From the middle of the last century until the Second World War, thousands of Staunton sets were made by the Jaques family firm in east London. Most sets were fashioned from boxwood and ebony and fitted with weights in the bases for greater stability. The finest sets were of turned African ivory, one side stained red or in ebony, also heavily weighted.
Jaques sets are the Rolls-Royces of chess collecting, particularly those in complete, original condition made during the third quarter of the nineteenth century. It is still possible to find never-used Victorian sets purchased from fashionable London stores such as Harrods, complete with a copy of John Jaques' pamphlet "The ABC of Chess" in the firm's distinctive mahogany boxes. Many Jaques products were marked, usually with a stamp to the white king or (later) both kings, and boxes bearing labels with the trademark "Staunton."
Jaques rivals included the Victorian London firms of William Lund and Fisher, both of which stamped the ivory and wooden sets they made, which were typically in patterns rivaling the Staunton, including "Calvert," "Edinburgh," "Old English" and "Saint George." Many contemporary Continental sets were of the figural type, particularly German sets, which were typically carved from soft woods and painted or fashioned in the traditional French pattern of elaborate spool-turned design, thought to be more authentic to ancient chess pieces.
"A good Jaques Staunton set can fetch up to $4,000," according to Nic McElhatton, head of European works of art at Christie's in London and organizer of its annual chess sale, the fourth of which will be held this fall.
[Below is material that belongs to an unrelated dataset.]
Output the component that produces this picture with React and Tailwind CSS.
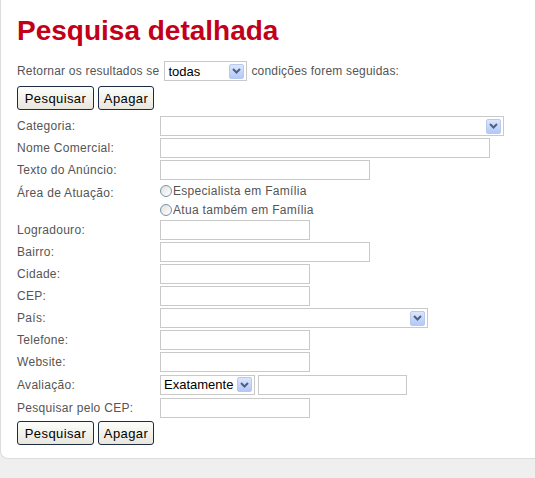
import React from "react";

const font = { fontFamily: '"Liberation Sans", Arial, sans-serif' };

function Arrow() {
  return (
    <span className="flex h-[15px] w-[15px] items-center justify-center rounded-[2px] border border-[#b8c8ef] bg-gradient-to-b from-[#dce6fd] to-[#b4c8f6]">
      <svg width="9" height="6" viewBox="0 0 9 6">
        <path d="M1 1 L4.5 4.5 L8 1" fill="none" stroke="#4d6185" strokeWidth="2" />
      </svg>
    </span>
  );
}

function Select({ w, value = "", className = "" }) {
  return (
    <div
      className={`flex h-[20px] items-center justify-between border border-[#c9c9c9] bg-white pl-[3px] pr-[2px] text-[13px] text-black ${className}`}
      style={{ width: w }}
    >
      <span className="leading-none">{value}</span>
      <Arrow />
    </div>
  );
}

function Input({ w, className = "" }) {
  return <div className={`h-[20px] border border-[#c9c9c9] bg-white ${className}`} style={{ width: w }} />;
}

function Btn({ children, w }) {
  return (
    <button
      className="h-[24px] rounded-[3px] border border-[#1c2c44] bg-gradient-to-b from-[#fdfdfb] to-[#e8e6dc] text-[13px] leading-none tracking-[0.4px] text-black"
      style={{ width: w }}
    >
      {children}
    </button>
  );
}

function Buttons() {
  return (
    <div className="flex gap-[4px]">
      <Btn w={77}>Pesquisar</Btn>
      <Btn w={56}>Apagar</Btn>
    </div>
  );
}

function Row({ label, children, h = "h-[22px]" }) {
  return (
    <div className={`flex items-center ${h}`}>
      <div className="w-[143px] text-[12px] tracking-[0.3px] text-[#555]">{label}</div>
      {children}
    </div>
  );
}

function Radio({ label }) {
  return (
    <div className="flex h-[19px] items-center text-[12px] tracking-[0.3px] text-[#555]">
      <span className="mr-px h-[12px] w-[12px] rounded-full border border-[#7c93a8] bg-gradient-to-br from-[#e0e0dc] to-white" />
      {label}
    </div>
  );
}

export default function App() {
  return (
    <div className="min-h-[478px] w-[535px] bg-[#efefef]" style={font}>
      <div className="rounded-bl-[8px] border-b border-l border-[#dcdcdc] bg-white pb-[13px] pl-[16px] pt-[14px]">
        <h1 className="text-[28px] font-bold leading-[34px] text-[#c30019]">Pesquisa detalhada</h1>
        <div className="mt-[13px] flex items-center text-[12px] tracking-[0.2px] text-[#555]">
          <span>Retornar os resultados se</span>
          <Select w={83} value="todas" className="ml-[5px] mr-[4px] tracking-normal" />
          <span>condições forem seguidas:</span>
        </div>
        <div className="mt-[5px]">
          <Buttons />
        </div>
        <div className="mt-[5px] flex flex-col">
          <Row label="Categoria:">
            <Select w={344} />
          </Row>
          <Row label="Nome Comercial:">
            <Input w={330} />
          </Row>
          <Row label="Texto do Anúncio:">
            <Input w={210} />
          </Row>
          <div className="flex">
            <div className="w-[143px] pt-[3px] text-[12px] tracking-[0.3px] text-[#555]">Área de Atuação:</div>
            <div className="flex flex-col">
              <Radio label="Especialista em Família" />
              <Radio label="Atua também em Família" />
            </div>
          </div>
          <Row label="Logradouro:">
            <Input w={150} />
          </Row>
          <Row label="Bairro:">
            <Input w={210} />
          </Row>
          <Row label="Cidade:">
            <Input w={150} />
          </Row>
          <Row label="CEP:">
            <Input w={150} />
          </Row>
          <Row label="País:">
            <Select w={268} />
          </Row>
          <Row label="Telefone:">
            <Input w={150} />
          </Row>
          <Row label="Website:">
            <Input w={150} />
          </Row>
          <Row label="Avaliação:" h="h-[23px]">
            <Select w={95} value="Exatamente" />
            <Input w={149} className="ml-[3px]" />
          </Row>
          <Row label="Pesquisar pelo CEP:" h="h-[23px]">
            <Input w={150} />
          </Row>
        </div>
        <div className="mt-[2px]">
          <Buttons />
        </div>
      </div>
    </div>
  );
}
At the 1995 sale, more than 200 lots of chess books, sets, pieces and ephemera were sold to an enthusiastic audience that McElhatton described as "international, with a strong showing of Germans and Dutch, wealthy, and overwhelmingly male."
The auction offered a number of Jaques Staunton sets, which fetched prices ranging from a few hundred dollars to over $2,000; the usual large selection of Indian and Chinese export ivory sets, the best of which sold for $3,500 despite lacking nine pieces; and an early German ivory piece in fine condition, thought to be a queen of early seventeenth century origin and Eastern influence, which sold well above estimate at $2,500.
A few modern sets were sold, including an intriguing English silver traveling set of interlocking design made to commemorate the 1972 Fischer-Spassky match, which was an excellent buy at $1,500, and a 10-year-old Meissen porcelain set in eighteenth century style, which surprised the market by selling for $10,000.
Auctions of chess pieces are rarely held outside London, where the concept was begun by Phillips Fine Arts Auctioneers eight years ago. Luke Honey, head of Phillips' works of art department, has recently reduced his chess sales from two to one a year, partly in response to competition from other auctioneers, including Christie's, but also due to decreasing demand. Auctioneers agree there are still good sets and active buyers out there. At a recent English country auction, a set estimated to sell from $300 to $500 went for more than $5,000, "but the market is very small," Honey says. Nevertheless, aspiring collectors should approach such comments with bullish intent, as the quality, scarcity and collectible potential of chess sets appear to outweigh current prices.
Any market developed to the extent of modern chess collecting is likely to precipitate fakes and forgeries. McElhatton and Honey agree that fakes have appeared only in recent years and are generally limited to pieces that have been meticulously fashioned or altered to replicate missing pieces from an otherwise complete set. Other fakes include low standard pieces or sets that have been "promoted" by the addition of a spurious signature or label, a tempting move as marks may double or triple values. "I treat every mark with suspicion," says McElhatton, who adds that seasoned collectors and dealers can always spot a phony with the aid of a magnifying glass.
The most sought-after historical sets represent topical or unique cultural events, such as those made during the Napoleonic Wars, pitting Bonaparte against Wellington or an allied general, or the famous "Communist against Capitalist" propaganda sets made in the Soviet Union during the 1930s.
Novelty sets are an eye-catching addition to modern chess design, but few have the built-in collectibility of period pieces. Commemorative cast metal sets of the Franklin Mint type commonly depict historical images and do not represent their time, so when considering acquisitions, forget Union versus Confederacy--think Cowboys and 49ers. The same applies to most currently popular sets featuring familiar characters in miniature, including "Sherlock Holmes," with pawns modeled as truncheon-wielding bobbies, and even "The Flintstones" (guess who's the king!), which evokes the 1960s.
Dubious mention as an exception must be made of "The Simpsons," featuring the infamous family in 'toonland polychrome plastic, which captures the show's irony in its incongruity and demonstrates how far the game has come from its royal status.
Look for Bart and company at Christie's (gulp!) in the next century.
Nicholas M. Dawes is a frequent contributor to Cigar Aficionado. A Wordly Pursuit
You've decided that a couple of Jaques Staunton and Indian ivory chess sets would look great over the fireplace, but you don't want to get burned trying to acquire them. Fortunately, a world of information is available from Chess Collectors International, an organization devoted to keeping the serious collector informed about all aspects of the chess marketplace.
Formed 12 years ago in Fort Lauderdale, Florida, Chess Collectors International helps its members understand the vagaries of the chess marketplace and how to accurately determine the value of sets and other collectibles. A newsletter published two to three times a year provides auction results and other information for some 2,000 chess aficionados who hail from around the world--from South Africa to Abu Dhabi, from the United States to Russia. The group also strives to advance the study and history of chess, not only as a game but as an art form.